[Aim of the exercise] Identify every line containing the word "components" and reproduce each one.

[Task input]
---------------

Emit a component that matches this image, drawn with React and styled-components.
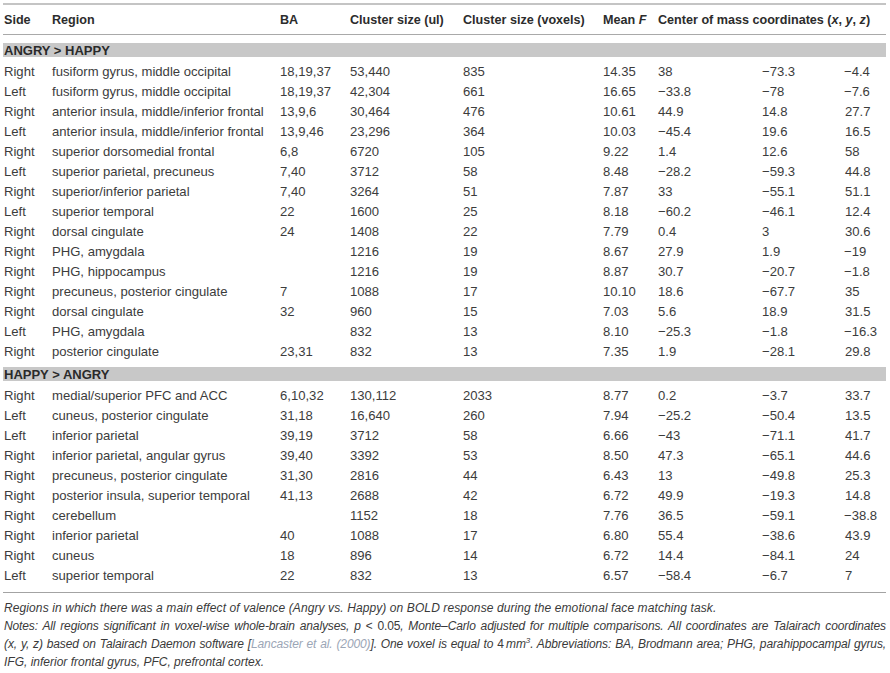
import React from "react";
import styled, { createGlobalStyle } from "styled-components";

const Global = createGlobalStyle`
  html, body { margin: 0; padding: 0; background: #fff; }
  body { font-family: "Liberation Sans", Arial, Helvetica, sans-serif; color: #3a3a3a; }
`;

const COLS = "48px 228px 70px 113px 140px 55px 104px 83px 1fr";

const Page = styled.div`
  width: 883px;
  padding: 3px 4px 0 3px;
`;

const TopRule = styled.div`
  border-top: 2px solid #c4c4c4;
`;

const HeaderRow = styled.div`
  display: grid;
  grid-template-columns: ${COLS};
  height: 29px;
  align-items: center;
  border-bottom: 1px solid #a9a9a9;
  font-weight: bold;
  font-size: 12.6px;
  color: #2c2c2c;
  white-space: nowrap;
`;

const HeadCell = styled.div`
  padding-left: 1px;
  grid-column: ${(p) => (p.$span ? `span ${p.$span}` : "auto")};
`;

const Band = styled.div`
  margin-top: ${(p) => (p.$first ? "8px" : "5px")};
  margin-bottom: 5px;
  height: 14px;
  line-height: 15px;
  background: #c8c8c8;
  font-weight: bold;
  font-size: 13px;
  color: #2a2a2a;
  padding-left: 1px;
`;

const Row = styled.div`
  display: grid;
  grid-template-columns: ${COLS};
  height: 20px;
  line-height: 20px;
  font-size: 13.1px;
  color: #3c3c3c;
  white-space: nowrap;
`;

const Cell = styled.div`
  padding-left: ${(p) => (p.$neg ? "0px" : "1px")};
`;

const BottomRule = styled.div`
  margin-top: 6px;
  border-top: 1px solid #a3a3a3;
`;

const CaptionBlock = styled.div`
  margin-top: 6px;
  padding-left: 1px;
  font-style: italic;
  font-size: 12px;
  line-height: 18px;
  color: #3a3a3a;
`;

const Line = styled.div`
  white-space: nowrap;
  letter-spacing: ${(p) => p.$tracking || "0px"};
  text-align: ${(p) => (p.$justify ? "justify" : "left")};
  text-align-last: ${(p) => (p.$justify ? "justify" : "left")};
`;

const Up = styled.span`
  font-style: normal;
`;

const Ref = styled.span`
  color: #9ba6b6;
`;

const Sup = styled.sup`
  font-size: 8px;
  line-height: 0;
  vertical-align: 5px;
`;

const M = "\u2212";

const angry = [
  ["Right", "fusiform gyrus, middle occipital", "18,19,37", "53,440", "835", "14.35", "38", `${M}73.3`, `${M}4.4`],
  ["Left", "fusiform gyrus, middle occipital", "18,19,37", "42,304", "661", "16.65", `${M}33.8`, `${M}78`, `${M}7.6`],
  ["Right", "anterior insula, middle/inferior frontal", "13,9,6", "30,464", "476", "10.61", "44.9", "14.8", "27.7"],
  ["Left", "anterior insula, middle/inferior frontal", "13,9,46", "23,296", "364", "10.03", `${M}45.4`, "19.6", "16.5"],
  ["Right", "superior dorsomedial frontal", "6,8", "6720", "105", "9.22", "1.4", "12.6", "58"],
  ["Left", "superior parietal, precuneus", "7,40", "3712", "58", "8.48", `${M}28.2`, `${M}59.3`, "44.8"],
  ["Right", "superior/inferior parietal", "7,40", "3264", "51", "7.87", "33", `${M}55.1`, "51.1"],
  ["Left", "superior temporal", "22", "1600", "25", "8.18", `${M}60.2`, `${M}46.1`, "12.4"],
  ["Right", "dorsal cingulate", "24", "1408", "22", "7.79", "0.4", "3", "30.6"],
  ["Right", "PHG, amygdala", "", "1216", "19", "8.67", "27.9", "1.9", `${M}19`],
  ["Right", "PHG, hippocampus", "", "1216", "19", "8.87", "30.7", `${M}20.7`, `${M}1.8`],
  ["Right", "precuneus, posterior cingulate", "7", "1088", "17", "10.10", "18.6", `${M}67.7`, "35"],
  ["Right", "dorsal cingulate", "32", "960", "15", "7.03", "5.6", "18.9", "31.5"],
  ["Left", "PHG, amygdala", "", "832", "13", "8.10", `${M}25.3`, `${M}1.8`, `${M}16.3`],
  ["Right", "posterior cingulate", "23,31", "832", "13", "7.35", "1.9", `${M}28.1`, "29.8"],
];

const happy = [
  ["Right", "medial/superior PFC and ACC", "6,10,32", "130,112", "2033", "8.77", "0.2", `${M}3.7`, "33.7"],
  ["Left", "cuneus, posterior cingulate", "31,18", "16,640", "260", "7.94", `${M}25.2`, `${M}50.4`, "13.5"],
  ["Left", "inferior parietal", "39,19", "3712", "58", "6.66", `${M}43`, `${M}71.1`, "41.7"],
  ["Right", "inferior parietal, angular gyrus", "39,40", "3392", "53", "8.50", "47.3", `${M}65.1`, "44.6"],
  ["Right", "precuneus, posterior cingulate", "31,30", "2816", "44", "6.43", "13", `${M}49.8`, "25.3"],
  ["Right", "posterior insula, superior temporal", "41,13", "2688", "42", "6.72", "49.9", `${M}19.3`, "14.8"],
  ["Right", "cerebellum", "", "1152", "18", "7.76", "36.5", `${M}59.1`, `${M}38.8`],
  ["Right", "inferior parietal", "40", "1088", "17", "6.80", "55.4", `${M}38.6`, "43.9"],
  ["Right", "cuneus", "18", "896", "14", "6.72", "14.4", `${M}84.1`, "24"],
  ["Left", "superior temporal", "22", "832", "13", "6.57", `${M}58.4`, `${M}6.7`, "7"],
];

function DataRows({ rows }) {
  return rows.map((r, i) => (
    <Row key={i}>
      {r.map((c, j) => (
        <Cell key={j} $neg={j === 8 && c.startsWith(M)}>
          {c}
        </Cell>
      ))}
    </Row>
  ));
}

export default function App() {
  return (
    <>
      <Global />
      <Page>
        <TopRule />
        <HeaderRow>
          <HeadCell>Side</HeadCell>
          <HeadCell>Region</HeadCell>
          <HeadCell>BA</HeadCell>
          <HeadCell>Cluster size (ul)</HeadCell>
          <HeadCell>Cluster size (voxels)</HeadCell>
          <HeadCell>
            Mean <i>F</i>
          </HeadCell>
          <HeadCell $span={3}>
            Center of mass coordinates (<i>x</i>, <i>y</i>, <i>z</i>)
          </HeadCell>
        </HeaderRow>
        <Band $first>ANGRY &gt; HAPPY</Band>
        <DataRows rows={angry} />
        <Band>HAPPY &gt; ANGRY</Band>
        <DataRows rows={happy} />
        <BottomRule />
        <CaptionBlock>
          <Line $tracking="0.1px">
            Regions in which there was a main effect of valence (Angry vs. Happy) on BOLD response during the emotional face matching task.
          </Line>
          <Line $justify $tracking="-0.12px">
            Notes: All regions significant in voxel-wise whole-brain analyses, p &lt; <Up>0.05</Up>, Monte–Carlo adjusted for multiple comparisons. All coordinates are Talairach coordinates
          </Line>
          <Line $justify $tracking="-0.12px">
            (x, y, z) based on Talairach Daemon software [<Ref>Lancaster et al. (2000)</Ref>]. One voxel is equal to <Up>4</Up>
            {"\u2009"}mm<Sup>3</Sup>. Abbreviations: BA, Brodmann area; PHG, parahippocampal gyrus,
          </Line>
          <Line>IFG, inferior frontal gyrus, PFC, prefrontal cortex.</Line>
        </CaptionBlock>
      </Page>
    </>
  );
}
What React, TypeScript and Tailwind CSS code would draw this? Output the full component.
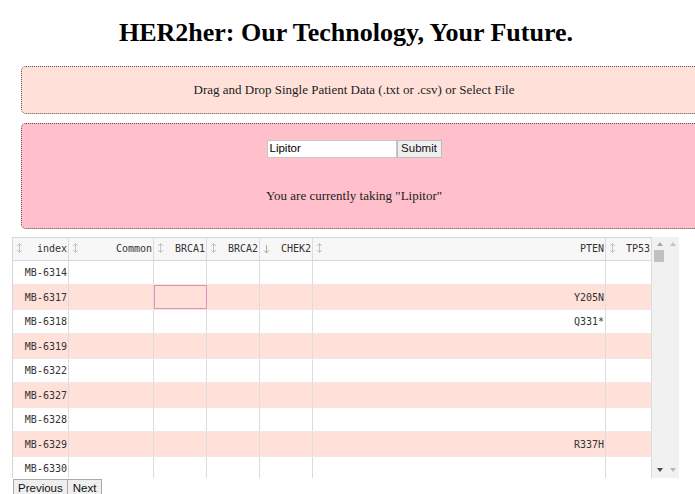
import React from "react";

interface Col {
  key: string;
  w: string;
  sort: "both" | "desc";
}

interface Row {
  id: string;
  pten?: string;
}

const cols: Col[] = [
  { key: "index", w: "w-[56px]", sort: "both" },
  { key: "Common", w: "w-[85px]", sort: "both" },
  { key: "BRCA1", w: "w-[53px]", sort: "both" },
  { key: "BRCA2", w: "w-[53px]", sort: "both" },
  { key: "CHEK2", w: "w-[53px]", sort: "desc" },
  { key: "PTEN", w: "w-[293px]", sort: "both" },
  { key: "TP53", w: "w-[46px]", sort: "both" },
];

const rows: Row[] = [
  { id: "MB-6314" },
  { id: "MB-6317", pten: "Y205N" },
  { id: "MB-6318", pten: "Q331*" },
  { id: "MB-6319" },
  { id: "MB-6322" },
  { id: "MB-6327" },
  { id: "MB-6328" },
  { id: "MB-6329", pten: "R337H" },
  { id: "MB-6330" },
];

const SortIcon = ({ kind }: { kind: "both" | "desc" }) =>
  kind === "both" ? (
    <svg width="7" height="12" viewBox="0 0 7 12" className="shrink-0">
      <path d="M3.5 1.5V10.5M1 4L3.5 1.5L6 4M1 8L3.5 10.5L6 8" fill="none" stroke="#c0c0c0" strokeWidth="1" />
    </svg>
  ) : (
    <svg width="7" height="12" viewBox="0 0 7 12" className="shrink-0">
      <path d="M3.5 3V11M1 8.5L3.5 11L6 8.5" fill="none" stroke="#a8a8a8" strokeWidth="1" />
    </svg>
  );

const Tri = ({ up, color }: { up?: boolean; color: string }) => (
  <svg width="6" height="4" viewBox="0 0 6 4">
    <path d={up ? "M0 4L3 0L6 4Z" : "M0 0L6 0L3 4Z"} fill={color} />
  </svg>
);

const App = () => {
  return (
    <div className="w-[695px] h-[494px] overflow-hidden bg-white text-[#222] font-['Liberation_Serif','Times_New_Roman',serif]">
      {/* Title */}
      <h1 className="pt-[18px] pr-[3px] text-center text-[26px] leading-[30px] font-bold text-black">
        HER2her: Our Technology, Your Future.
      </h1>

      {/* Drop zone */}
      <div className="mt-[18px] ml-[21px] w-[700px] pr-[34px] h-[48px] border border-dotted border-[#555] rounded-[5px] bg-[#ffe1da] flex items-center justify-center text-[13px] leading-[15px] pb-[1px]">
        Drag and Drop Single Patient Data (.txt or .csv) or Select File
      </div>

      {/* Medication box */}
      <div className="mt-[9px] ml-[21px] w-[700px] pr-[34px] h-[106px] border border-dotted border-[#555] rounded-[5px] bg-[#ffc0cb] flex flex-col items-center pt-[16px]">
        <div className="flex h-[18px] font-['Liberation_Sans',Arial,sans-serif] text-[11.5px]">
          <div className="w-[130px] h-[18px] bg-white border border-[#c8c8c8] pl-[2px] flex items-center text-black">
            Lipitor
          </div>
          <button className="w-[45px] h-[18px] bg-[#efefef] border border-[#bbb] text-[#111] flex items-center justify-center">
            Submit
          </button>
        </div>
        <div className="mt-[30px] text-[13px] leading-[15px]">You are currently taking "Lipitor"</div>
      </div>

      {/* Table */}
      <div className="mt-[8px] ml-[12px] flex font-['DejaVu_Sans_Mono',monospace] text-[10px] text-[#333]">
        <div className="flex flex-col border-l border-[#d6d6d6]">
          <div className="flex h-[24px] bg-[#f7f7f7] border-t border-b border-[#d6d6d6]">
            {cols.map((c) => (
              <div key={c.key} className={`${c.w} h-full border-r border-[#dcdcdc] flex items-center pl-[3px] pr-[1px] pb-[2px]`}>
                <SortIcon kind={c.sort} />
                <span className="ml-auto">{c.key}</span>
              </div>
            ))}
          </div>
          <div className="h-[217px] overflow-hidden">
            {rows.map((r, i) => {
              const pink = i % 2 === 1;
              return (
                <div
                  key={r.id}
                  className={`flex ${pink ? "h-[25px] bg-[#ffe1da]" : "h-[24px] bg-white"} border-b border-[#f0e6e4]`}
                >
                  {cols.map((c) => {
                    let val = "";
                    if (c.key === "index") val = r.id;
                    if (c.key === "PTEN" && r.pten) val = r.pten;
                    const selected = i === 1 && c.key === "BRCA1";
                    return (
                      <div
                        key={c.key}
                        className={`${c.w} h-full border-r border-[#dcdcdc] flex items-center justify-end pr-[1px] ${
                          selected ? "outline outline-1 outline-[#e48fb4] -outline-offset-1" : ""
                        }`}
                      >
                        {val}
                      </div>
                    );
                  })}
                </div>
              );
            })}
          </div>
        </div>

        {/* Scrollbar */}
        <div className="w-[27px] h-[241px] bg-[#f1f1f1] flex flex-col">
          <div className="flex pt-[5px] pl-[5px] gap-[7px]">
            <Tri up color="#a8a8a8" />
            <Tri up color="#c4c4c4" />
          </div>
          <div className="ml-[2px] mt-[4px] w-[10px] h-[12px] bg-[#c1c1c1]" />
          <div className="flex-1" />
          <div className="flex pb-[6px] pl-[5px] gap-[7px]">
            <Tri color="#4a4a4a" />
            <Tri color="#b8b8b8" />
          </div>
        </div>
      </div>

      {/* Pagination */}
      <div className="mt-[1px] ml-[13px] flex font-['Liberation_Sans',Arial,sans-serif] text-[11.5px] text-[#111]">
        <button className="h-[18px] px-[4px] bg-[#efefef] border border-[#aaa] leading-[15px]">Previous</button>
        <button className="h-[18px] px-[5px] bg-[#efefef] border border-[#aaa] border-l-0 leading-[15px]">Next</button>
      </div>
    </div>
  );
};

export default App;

---------------

[Written response]
Emit a component that matches this image, drawn with React and styled-components.
import styled, { createGlobalStyle } from "styled-components";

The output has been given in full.